▸ Given data
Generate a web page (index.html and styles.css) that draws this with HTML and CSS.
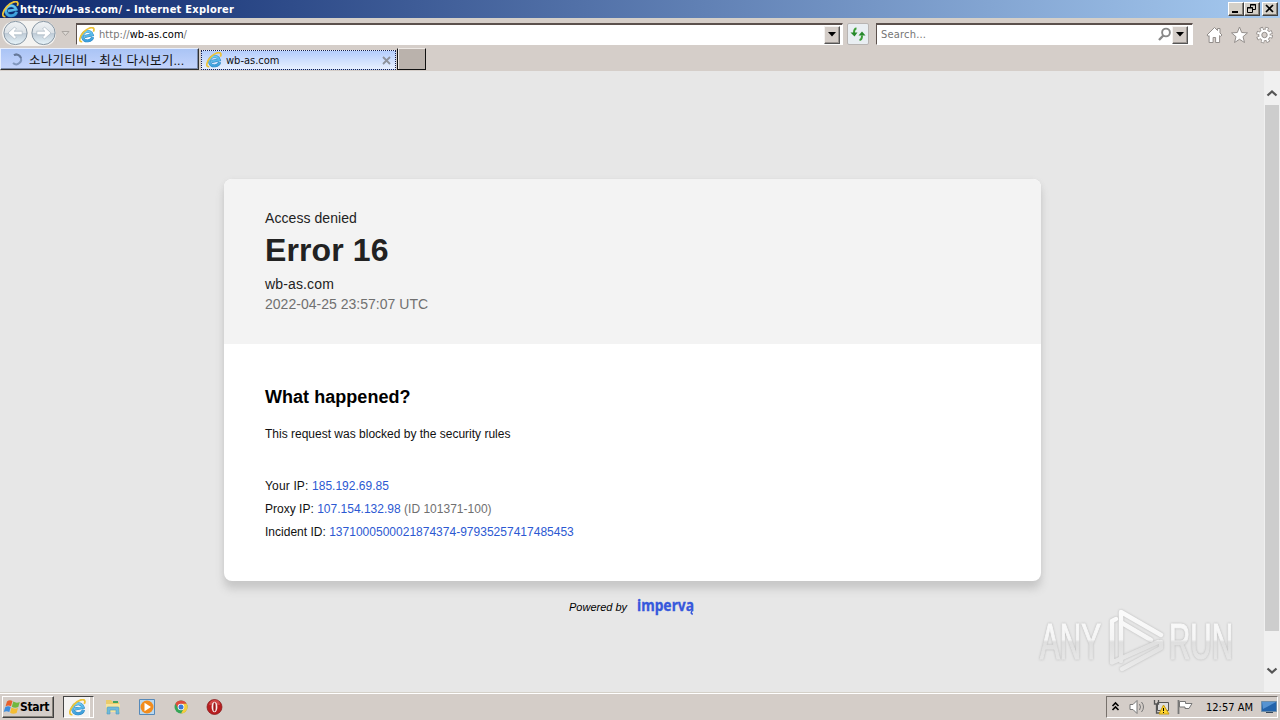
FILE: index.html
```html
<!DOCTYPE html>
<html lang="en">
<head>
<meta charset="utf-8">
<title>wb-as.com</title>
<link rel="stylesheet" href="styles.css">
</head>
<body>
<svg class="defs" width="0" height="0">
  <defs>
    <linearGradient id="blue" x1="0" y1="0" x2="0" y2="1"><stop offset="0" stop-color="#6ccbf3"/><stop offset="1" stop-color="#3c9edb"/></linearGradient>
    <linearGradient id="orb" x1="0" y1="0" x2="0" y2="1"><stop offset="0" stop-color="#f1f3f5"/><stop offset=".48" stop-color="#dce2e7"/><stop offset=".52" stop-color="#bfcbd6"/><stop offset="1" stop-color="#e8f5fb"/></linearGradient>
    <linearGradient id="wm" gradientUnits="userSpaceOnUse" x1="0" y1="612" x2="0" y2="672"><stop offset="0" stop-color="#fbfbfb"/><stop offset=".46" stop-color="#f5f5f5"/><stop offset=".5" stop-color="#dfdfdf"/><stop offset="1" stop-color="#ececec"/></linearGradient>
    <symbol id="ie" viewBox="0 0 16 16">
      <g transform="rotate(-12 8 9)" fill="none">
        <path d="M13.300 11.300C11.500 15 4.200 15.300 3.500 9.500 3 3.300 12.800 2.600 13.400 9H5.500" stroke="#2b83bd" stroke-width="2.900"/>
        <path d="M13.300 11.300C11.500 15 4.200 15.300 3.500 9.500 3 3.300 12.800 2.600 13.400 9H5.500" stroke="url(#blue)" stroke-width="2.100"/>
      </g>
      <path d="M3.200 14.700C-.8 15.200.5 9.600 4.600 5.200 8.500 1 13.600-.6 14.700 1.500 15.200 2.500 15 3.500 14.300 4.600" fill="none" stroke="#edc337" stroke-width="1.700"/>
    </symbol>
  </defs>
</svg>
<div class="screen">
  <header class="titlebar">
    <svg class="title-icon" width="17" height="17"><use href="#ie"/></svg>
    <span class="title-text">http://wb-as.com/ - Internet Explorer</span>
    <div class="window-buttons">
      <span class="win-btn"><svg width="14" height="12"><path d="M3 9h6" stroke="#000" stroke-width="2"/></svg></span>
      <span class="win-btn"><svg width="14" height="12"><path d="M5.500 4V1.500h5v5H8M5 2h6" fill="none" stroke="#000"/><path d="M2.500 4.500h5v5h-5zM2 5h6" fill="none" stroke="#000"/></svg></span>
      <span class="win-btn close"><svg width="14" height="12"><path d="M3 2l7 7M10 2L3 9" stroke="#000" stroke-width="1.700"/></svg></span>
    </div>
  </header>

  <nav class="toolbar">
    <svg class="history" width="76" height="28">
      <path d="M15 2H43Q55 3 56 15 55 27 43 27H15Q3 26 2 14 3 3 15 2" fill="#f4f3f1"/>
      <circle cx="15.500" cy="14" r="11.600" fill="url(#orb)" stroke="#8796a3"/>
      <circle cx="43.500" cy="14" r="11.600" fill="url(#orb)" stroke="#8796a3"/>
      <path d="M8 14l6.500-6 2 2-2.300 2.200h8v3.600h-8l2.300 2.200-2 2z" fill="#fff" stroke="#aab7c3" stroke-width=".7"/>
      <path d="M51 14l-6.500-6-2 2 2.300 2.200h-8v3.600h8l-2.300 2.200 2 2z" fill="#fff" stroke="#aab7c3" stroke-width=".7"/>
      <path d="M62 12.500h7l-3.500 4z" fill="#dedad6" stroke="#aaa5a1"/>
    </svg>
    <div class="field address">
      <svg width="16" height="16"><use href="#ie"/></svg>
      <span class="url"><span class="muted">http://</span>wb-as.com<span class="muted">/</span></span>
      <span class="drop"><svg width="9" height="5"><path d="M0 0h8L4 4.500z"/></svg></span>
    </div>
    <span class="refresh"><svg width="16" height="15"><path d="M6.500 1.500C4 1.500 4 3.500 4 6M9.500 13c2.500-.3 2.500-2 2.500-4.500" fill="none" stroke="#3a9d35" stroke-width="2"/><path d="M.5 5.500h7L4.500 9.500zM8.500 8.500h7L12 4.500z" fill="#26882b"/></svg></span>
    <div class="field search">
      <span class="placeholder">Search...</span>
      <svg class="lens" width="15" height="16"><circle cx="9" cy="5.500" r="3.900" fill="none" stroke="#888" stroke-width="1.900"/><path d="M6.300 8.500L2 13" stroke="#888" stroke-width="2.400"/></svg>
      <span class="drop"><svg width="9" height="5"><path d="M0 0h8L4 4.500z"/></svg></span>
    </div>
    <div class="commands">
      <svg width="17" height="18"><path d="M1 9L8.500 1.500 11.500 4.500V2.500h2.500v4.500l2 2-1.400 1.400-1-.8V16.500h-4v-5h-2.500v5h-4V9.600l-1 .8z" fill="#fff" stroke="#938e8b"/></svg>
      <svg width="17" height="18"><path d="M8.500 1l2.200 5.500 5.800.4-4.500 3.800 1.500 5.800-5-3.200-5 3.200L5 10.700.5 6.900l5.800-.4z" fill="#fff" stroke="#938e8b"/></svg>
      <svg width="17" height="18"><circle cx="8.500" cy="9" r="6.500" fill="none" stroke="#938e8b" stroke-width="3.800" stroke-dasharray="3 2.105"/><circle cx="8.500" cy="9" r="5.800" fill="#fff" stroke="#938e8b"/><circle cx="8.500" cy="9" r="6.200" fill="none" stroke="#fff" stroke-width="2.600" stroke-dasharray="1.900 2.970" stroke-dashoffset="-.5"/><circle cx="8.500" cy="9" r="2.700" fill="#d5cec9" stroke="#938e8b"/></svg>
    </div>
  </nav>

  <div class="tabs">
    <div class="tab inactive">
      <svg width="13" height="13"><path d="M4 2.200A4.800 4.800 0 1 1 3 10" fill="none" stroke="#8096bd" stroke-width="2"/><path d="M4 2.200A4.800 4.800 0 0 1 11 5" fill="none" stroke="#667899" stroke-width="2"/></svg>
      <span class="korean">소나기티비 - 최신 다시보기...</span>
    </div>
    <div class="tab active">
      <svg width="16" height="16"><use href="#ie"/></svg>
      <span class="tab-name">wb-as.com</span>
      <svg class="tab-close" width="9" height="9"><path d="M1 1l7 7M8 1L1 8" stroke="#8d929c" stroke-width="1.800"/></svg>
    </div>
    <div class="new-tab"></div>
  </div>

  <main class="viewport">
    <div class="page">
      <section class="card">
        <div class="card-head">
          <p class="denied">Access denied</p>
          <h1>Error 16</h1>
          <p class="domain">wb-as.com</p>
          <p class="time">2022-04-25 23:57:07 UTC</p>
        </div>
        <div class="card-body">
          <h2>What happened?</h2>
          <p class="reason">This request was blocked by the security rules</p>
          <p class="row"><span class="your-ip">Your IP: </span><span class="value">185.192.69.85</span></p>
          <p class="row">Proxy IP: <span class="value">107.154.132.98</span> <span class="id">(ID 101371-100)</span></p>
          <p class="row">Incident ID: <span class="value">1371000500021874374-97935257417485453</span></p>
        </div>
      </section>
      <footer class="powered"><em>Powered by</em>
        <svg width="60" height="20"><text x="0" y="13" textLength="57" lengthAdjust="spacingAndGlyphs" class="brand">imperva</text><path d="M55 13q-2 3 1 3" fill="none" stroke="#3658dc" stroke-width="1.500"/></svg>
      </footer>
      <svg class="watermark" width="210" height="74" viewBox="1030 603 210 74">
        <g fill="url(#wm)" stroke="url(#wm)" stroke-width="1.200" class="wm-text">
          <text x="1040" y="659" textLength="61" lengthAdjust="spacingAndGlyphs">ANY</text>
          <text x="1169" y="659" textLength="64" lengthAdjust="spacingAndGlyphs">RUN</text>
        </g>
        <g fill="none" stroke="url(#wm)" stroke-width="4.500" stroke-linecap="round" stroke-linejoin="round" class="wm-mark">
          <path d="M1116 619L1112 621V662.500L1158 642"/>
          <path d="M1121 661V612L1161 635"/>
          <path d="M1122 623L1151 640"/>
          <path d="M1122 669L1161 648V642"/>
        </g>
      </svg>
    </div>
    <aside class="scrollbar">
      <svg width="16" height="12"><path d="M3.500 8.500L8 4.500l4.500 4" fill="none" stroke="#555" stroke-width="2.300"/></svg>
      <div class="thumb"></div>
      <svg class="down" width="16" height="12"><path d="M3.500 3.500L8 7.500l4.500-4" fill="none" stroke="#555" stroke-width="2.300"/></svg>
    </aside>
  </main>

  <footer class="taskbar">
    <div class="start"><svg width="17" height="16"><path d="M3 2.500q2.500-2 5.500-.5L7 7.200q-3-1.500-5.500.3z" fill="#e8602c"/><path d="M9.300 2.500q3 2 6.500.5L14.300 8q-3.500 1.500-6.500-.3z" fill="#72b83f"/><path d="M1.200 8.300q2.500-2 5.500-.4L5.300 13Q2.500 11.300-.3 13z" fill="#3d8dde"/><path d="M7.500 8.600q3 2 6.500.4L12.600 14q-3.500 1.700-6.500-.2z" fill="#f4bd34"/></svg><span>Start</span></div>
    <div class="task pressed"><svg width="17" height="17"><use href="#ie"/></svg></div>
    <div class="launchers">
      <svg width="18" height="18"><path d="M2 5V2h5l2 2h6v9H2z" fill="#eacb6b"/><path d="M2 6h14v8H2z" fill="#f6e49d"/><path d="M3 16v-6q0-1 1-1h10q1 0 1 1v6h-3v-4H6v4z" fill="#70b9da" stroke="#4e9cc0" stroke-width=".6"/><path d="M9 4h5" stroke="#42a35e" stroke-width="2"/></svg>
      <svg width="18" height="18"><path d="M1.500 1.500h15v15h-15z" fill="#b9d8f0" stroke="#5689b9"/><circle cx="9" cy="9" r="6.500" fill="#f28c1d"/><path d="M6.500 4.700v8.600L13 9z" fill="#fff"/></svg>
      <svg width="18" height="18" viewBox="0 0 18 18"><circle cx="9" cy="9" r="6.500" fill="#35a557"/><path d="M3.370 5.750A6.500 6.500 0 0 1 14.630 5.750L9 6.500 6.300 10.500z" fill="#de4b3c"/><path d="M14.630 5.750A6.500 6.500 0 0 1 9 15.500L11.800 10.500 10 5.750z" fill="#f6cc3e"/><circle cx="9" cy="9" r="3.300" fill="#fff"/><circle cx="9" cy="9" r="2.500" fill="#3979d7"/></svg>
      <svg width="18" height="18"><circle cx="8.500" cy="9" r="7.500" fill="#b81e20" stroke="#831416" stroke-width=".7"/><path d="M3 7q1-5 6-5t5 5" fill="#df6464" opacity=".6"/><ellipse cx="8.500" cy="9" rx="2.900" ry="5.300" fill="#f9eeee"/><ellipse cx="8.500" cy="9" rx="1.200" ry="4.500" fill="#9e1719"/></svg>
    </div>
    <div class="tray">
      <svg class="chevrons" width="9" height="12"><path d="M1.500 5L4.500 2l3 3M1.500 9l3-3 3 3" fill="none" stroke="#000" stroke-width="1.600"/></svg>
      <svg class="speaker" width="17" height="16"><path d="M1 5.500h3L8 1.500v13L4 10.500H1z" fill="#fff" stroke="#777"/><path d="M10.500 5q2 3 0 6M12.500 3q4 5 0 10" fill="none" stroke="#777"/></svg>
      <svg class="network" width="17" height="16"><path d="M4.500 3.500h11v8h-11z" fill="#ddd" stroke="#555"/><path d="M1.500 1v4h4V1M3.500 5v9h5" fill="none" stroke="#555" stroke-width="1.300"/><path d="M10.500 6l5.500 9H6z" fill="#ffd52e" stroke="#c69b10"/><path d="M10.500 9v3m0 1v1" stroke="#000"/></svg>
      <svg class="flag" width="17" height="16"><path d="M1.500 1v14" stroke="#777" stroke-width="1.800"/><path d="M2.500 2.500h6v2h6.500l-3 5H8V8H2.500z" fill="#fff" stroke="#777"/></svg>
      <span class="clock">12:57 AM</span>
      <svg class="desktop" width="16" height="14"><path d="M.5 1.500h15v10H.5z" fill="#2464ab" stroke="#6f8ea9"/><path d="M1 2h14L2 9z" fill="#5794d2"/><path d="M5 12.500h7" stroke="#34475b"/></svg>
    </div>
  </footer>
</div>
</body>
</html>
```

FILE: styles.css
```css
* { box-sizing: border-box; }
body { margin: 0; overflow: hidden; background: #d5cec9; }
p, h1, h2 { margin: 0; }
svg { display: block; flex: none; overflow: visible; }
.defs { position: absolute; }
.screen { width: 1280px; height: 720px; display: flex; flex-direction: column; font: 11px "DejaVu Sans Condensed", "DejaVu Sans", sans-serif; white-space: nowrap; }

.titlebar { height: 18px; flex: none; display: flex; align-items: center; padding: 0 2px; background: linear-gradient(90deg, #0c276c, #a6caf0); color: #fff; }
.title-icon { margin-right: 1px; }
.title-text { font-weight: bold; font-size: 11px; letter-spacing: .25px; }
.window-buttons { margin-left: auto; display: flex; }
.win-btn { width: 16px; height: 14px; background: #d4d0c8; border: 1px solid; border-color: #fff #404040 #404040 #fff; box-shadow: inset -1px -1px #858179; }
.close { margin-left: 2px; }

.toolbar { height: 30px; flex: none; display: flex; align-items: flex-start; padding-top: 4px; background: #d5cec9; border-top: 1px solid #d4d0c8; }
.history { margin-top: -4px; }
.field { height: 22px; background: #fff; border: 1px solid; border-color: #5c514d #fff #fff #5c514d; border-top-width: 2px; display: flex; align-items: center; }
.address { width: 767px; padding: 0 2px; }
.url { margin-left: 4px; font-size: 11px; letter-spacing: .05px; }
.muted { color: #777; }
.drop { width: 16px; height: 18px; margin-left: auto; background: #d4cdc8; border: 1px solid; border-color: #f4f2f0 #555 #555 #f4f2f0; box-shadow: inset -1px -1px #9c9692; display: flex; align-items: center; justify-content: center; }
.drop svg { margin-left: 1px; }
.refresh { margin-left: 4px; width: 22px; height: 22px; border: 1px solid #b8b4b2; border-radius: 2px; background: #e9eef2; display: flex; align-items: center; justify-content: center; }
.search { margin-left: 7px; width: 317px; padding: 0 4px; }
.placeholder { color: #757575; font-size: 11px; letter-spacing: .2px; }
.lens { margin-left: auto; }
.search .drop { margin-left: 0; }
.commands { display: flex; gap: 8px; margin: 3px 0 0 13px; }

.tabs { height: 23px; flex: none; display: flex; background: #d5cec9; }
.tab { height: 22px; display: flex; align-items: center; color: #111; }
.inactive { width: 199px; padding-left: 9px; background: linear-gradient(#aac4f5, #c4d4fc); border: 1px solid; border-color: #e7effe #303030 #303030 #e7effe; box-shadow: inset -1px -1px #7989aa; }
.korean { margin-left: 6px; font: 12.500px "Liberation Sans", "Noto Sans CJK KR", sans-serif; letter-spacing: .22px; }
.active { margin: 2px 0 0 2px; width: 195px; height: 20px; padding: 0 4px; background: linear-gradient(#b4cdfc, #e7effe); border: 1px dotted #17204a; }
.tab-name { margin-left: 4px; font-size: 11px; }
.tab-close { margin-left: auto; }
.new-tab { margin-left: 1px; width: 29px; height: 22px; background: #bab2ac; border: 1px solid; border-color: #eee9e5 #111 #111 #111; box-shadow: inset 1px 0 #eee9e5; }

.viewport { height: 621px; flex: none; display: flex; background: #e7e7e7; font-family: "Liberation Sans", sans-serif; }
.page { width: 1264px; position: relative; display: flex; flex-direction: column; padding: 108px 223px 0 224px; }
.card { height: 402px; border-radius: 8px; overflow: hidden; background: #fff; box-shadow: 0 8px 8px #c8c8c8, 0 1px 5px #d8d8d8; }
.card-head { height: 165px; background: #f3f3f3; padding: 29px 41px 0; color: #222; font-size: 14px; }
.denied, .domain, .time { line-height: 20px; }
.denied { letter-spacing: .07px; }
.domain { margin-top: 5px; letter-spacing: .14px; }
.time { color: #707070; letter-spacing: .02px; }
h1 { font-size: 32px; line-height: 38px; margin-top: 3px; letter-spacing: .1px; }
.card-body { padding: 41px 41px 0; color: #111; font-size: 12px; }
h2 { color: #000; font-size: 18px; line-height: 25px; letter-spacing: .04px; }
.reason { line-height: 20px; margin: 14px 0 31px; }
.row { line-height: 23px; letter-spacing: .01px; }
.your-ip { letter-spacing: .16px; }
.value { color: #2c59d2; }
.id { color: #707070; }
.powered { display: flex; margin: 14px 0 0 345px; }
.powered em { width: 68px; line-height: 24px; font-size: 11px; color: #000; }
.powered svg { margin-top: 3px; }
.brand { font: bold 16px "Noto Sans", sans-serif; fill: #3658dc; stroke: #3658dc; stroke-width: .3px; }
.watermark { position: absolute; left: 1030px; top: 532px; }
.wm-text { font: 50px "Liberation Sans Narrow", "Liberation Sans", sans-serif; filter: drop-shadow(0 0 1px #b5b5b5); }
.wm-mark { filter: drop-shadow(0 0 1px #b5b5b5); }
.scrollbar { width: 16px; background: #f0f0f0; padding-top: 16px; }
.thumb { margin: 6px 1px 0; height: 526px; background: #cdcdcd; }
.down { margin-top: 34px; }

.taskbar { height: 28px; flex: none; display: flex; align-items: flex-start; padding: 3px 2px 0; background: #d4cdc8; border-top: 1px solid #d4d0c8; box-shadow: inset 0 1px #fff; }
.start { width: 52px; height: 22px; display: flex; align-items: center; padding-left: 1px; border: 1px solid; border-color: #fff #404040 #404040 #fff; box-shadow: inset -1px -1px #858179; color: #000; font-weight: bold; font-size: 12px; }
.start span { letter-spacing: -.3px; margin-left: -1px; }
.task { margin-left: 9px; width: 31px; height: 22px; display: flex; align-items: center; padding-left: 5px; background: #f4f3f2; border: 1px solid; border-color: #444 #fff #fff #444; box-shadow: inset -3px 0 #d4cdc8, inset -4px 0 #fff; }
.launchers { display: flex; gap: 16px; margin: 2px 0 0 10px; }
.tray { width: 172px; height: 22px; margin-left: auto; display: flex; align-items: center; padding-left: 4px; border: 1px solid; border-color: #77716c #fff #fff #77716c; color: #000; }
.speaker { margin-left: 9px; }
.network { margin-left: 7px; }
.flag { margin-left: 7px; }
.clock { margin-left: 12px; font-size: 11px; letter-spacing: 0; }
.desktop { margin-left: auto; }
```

▸ Your task
Scan the lines for the string "index". Copy out each line that matches.

▸ Reply
Generate a web page (index.html and styles.css) that draws this with HTML and CSS.
FILE: index.html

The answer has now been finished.